Given task:
Copy each line where the word "styles" occurs.

Information shown:
-- Begin --
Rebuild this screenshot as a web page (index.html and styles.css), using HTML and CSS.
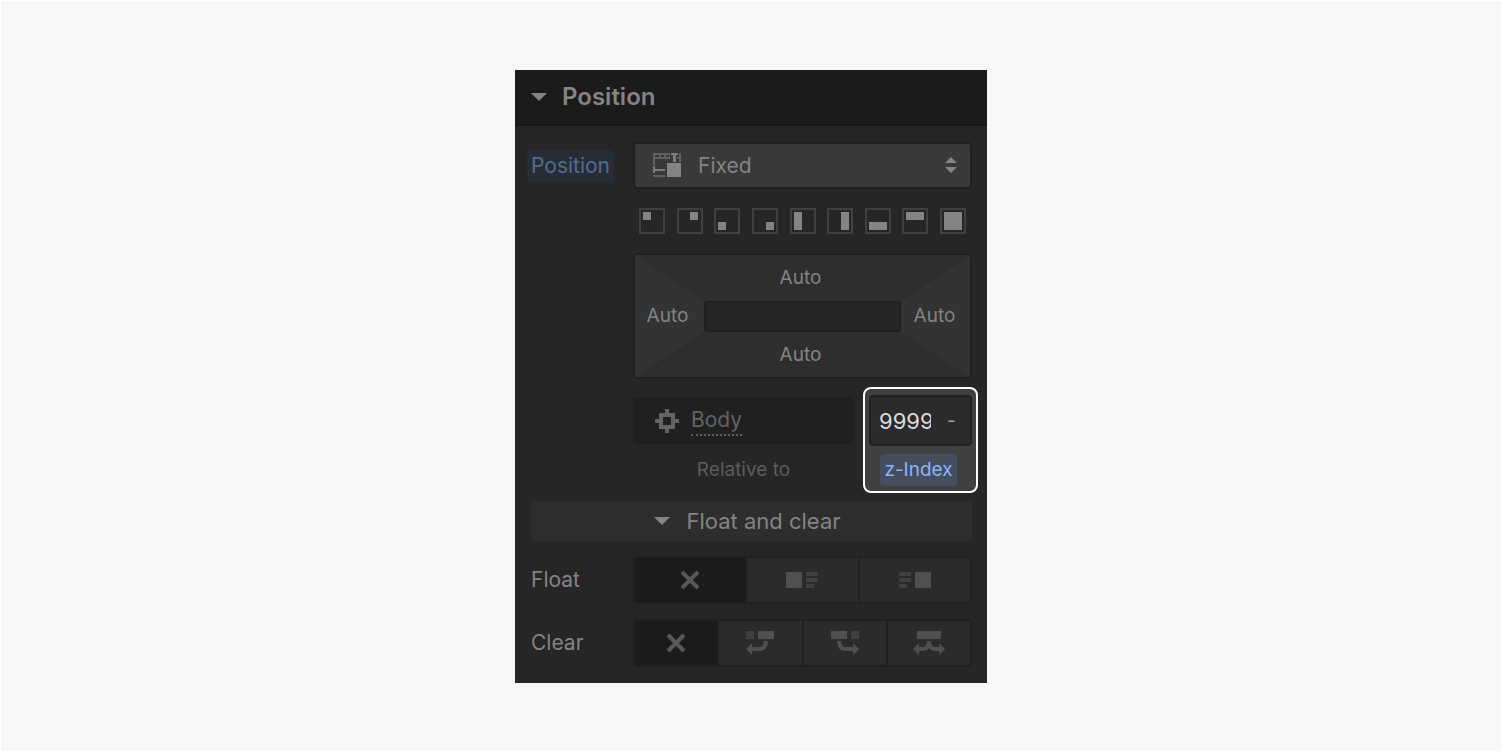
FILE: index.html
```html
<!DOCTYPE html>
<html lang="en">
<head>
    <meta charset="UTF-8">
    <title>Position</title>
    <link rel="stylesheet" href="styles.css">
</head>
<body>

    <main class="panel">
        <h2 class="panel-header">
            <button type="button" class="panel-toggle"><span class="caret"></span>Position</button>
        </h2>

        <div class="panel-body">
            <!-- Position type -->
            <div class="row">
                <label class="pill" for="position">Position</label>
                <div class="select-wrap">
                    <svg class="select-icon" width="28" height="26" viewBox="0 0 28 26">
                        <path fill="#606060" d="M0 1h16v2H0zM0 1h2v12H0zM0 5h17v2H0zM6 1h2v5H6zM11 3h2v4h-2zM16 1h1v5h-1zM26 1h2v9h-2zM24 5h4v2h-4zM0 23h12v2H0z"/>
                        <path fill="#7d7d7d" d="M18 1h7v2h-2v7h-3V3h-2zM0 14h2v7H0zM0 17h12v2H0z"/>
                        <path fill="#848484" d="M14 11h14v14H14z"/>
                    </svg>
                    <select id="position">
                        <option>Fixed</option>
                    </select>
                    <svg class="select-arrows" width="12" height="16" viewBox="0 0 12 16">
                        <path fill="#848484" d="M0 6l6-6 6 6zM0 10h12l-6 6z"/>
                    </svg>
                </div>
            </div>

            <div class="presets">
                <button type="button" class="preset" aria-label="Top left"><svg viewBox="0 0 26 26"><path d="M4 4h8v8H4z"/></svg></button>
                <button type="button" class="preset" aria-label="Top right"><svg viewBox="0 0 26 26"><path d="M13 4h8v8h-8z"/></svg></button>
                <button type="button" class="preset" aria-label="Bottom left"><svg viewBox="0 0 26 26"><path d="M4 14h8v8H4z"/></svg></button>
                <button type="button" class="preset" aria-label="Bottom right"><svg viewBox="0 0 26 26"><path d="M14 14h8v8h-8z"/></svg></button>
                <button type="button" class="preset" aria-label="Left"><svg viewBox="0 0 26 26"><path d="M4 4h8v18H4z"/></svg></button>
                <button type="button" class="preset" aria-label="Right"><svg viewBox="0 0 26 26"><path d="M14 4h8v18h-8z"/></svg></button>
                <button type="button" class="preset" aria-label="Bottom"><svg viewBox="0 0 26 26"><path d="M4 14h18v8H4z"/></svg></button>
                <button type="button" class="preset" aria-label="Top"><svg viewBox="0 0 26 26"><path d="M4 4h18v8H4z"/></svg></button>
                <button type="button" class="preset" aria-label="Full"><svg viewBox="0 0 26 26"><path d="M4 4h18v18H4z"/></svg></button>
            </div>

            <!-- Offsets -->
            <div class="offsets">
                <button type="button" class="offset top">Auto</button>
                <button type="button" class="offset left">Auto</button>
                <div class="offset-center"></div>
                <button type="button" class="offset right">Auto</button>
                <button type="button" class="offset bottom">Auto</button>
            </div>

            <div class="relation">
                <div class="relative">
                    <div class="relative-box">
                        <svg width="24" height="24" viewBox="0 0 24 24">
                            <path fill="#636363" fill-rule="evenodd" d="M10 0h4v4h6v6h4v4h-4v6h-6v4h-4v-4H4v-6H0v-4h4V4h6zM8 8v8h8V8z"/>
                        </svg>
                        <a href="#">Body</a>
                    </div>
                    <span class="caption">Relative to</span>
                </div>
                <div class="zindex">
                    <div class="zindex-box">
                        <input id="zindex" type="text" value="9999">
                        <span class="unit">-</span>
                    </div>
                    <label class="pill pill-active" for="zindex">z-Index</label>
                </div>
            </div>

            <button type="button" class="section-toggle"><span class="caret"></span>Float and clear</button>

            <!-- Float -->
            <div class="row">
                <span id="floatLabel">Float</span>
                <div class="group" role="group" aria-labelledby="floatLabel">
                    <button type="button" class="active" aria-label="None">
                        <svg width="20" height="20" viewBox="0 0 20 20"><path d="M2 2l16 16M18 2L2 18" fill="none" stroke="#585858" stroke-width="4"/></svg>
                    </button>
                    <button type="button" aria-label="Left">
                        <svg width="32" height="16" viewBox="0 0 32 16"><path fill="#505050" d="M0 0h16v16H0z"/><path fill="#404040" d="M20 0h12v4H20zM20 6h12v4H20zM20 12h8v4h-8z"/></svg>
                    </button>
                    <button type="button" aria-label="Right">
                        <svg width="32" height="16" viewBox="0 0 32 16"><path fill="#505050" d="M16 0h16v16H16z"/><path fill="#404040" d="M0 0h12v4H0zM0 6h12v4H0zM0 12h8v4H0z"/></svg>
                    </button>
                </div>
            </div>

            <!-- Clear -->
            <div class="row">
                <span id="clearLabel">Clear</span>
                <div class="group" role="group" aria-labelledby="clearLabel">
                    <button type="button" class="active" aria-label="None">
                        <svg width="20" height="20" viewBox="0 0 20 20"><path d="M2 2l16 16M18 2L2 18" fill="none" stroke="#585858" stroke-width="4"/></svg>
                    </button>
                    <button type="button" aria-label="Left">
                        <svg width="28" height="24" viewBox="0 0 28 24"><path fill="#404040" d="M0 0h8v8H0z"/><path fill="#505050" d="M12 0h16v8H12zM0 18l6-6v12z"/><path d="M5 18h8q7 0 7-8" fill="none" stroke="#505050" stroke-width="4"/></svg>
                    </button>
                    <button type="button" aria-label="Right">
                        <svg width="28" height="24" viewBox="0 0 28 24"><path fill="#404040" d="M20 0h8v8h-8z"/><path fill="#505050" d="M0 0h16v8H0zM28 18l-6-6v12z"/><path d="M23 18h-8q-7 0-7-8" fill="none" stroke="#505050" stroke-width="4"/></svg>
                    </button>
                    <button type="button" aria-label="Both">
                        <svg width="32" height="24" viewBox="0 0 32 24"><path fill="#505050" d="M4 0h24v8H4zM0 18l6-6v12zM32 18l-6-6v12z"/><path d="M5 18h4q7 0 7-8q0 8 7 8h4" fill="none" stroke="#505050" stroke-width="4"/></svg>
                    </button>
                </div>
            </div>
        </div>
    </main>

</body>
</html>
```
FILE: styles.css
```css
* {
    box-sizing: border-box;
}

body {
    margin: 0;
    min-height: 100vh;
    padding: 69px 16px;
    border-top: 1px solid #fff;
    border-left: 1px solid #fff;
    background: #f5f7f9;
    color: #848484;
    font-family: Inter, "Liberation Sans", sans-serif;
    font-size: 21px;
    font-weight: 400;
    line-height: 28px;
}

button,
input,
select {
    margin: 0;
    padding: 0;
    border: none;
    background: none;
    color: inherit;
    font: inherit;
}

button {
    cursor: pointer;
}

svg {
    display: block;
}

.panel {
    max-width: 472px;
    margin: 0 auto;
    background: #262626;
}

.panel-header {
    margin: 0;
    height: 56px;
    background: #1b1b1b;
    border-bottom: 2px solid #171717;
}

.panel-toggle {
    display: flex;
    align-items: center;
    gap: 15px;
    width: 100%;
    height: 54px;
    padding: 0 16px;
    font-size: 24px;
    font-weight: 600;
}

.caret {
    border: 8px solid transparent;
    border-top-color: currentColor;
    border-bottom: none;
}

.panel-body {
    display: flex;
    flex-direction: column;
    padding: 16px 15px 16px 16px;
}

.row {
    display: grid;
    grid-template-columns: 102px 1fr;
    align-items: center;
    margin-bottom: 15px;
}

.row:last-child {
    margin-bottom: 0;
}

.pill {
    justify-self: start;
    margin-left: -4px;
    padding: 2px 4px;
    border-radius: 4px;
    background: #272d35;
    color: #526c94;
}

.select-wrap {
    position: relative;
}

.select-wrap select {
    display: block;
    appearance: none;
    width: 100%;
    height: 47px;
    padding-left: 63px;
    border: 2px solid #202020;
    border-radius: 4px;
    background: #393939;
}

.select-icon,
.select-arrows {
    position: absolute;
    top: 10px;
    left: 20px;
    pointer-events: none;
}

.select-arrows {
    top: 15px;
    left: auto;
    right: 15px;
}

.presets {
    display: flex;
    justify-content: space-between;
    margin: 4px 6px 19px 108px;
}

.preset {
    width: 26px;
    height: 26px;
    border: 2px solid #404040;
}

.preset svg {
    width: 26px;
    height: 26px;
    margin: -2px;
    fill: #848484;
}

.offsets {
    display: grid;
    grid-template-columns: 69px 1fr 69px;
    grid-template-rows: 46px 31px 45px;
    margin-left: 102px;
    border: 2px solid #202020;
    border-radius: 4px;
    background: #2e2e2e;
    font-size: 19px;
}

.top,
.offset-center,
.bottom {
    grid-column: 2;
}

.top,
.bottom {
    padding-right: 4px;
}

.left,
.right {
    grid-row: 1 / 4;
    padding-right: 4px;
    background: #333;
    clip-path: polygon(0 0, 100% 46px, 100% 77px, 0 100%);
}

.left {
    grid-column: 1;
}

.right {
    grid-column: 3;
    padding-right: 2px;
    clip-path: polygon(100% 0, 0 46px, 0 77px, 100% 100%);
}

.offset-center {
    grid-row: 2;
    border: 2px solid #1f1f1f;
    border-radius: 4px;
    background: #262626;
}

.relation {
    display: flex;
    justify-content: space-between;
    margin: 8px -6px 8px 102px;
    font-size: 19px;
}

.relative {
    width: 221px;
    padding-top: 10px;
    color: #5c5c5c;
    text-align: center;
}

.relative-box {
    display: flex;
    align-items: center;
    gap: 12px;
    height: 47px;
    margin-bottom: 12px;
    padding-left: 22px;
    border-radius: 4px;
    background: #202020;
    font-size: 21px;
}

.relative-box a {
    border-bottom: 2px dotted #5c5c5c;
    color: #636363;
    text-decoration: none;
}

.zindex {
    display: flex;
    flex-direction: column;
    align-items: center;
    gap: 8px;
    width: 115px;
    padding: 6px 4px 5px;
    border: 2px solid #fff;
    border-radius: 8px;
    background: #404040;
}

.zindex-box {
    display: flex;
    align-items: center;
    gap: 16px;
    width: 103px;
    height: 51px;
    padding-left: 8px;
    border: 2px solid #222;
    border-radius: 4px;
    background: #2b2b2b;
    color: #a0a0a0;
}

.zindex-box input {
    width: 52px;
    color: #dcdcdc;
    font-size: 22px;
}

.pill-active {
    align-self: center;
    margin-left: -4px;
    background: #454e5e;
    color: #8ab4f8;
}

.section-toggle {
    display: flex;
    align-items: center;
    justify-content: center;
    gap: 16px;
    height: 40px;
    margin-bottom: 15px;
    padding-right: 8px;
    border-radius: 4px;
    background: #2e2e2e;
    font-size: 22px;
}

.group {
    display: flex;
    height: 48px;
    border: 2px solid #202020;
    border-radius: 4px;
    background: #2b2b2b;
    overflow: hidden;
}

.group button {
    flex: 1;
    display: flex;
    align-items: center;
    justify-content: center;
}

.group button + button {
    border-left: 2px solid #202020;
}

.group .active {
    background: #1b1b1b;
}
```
-- End --
Answer to this task:
Rebuild this screenshot as a web page (index.html and styles.css), using HTML and CSS.
    <link rel="stylesheet" href="styles.css">
FILE: styles.css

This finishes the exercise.